With the festive season well and truly upon us many consumers are expecting to see sales, reductions or discounts offered by all their favourite retailers – but as a business owner, is that the right move for you?
We all know that many large chains increase their prices for a few months before the regular sales seasons just so they can discount items when their customers expect it.
Many may disapprove of practices like that, but if you set aside the moral issues surrounding this practice, are these monster businesses simply making astute financial decisions that ensure they are being paid the true value of the products and services they sell?
Price discounts account for a huge share of the turnover of almost every business in the country. Our years of experience working with businesses across a range of industries have taught us that many company owners waste money by charging prices below what they could and should be getting.
In fact, we estimate that, on average, businesses in this country are giving away about 30% of their revenue at list price in the form of discounts.
What’s more, national research shows that if the average business in the UK could nudge its average prices up by just 5%, it would double its profits!

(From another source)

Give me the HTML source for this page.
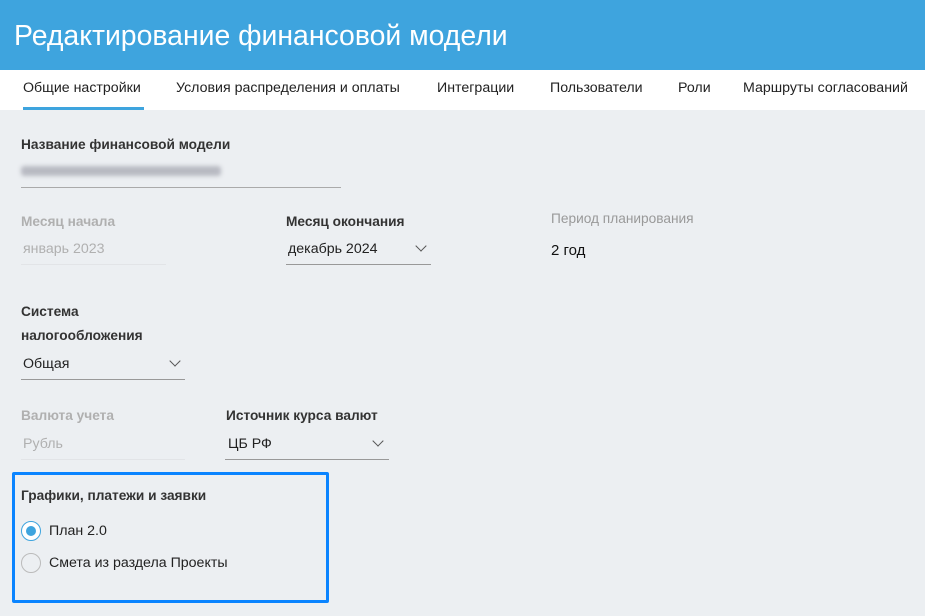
<!DOCTYPE html>
<html><head><meta charset="utf-8"><style>
*{margin:0;padding:0;box-sizing:border-box}
body{width:925px;height:616px;overflow:hidden;background:#eceff2;font-family:"Liberation Sans","DejaVu Sans",sans-serif;position:relative;color:#222}
.hdr{position:absolute;left:0;top:0;width:925px;height:70px;background:#3ea4de;color:#fff;font-size:28.4px;padding:20px 0 0 14px}
.tabs{position:absolute;left:0;top:70px;width:925px;height:40px;background:#fff}
.tab{position:absolute;top:10px;font-size:14.2px;color:#222}
.ul{position:absolute;left:23px;top:107px;width:121px;height:3px;background:#3ea4de}
.a{position:absolute;white-space:nowrap}
.lb{font-size:13.7px;font-weight:bold;color:#333}
.v{font-size:14.2px;color:#222}
.a.dis{color:#b0b0b0}
.line{position:absolute;height:1px;background:#999}
.chev{position:absolute;width:8px;height:8px;border-right:1.5px solid #555;border-bottom:1.5px solid #555;transform:rotate(45deg)}
.box{position:absolute;left:12px;top:472px;width:317px;height:131px;border:3px solid #0a84ff;border-radius:2px}
.rad{position:absolute;width:20px;height:20px;border-radius:50%;border:1.5px solid #bbb;background:transparent}
</style></head><body>
<div class="hdr">Редактирование финансовой модели</div>
<div class="tabs">
<div class="tab" style="left:23px">Общие настройки</div>
<div class="tab" style="left:176px">Условия распределения и оплаты</div>
<div class="tab" style="left:437px">Интеграции</div>
<div class="tab" style="left:550px">Пользователи</div>
<div class="tab" style="left:678px">Роли</div>
<div class="tab" style="left:743px">Маршруты согласований</div>
</div>
<div class="ul"></div>

<div class="a lb" style="left:21px;top:137px">Название финансовой модели</div>
<div class="a" style="left:21px;top:166px;width:200px;height:10px;background:#b8bac2;filter:blur(2px);border-radius:3px"></div>
<div class="line" style="left:21px;top:187px;width:320px;background:#aaa"></div>

<div class="a lb dis" style="left:21px;top:214px">Месяц начала</div>
<div class="a v dis" style="left:23px;top:241px">январь 2023</div>
<div class="line" style="left:21px;top:264px;width:145px;background:#e2e4e7"></div>

<div class="a lb" style="left:286px;top:214px">Месяц окончания</div>
<div class="a v" style="left:288px;top:241px">декабрь 2024</div>
<div class="chev" style="left:417px;top:242px"></div>
<div class="line" style="left:286px;top:264px;width:145px"></div>

<div class="a" style="left:551px;top:211px;font-size:13.7px;color:#999">Период планирования</div>
<div class="a" style="left:551px;top:242px;font-size:15px;color:#111">2 год</div>

<div class="a lb" style="left:21px;top:304px">Система</div>
<div class="a lb" style="left:21px;top:328px">налогообложения</div>
<div class="a v" style="left:23px;top:356px">Общая</div>
<div class="chev" style="left:171px;top:357px"></div>
<div class="line" style="left:21px;top:379px;width:164px"></div>

<div class="a lb dis" style="left:21px;top:408px">Валюта учета</div>
<div class="a v dis" style="left:23px;top:436px">Рубль</div>
<div class="line" style="left:21px;top:459px;width:164px;background:#e2e4e7"></div>

<div class="a lb" style="left:226px;top:408px">Источник курса валют</div>
<div class="a v" style="left:228px;top:436px">ЦБ РФ</div>
<div class="chev" style="left:374px;top:437px"></div>
<div class="line" style="left:225px;top:459px;width:164px"></div>

<div class="box"></div>
<div class="a lb" style="left:21px;top:488px">Графики, платежи и заявки</div>
<div class="rad" style="left:21px;top:521px;border-color:#3ea4de;background:#fff"><div style="position:absolute;left:3.5px;top:3.5px;width:10px;height:10px;border-radius:50%;background:#3ea4de"></div></div>
<div class="a v" style="left:49px;top:523px">План 2.0</div>
<div class="rad" style="left:21px;top:553px"></div>
<div class="a v" style="left:49px;top:555px">Смета из раздела Проекты</div>
</body></html>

Christmas accounts for a huge proportion of retail sales and, with demand for products, there should be no need to discount. The only reason for discounting is to increase the volume of sales over the Christmas period. Stepped discounts (sometimes referred to as incremental discounts) are where the discount only applies to the additional volume and these are the only discounts that should be used.
Economists claim that prices are set by markets. But they are wrong. Prices are set by people running businesses. People like you. And they are among the most important decisions you will ever make. Get them right and you could be on the road to fame and fortune. But get them wrong and your business will be doomed to failure.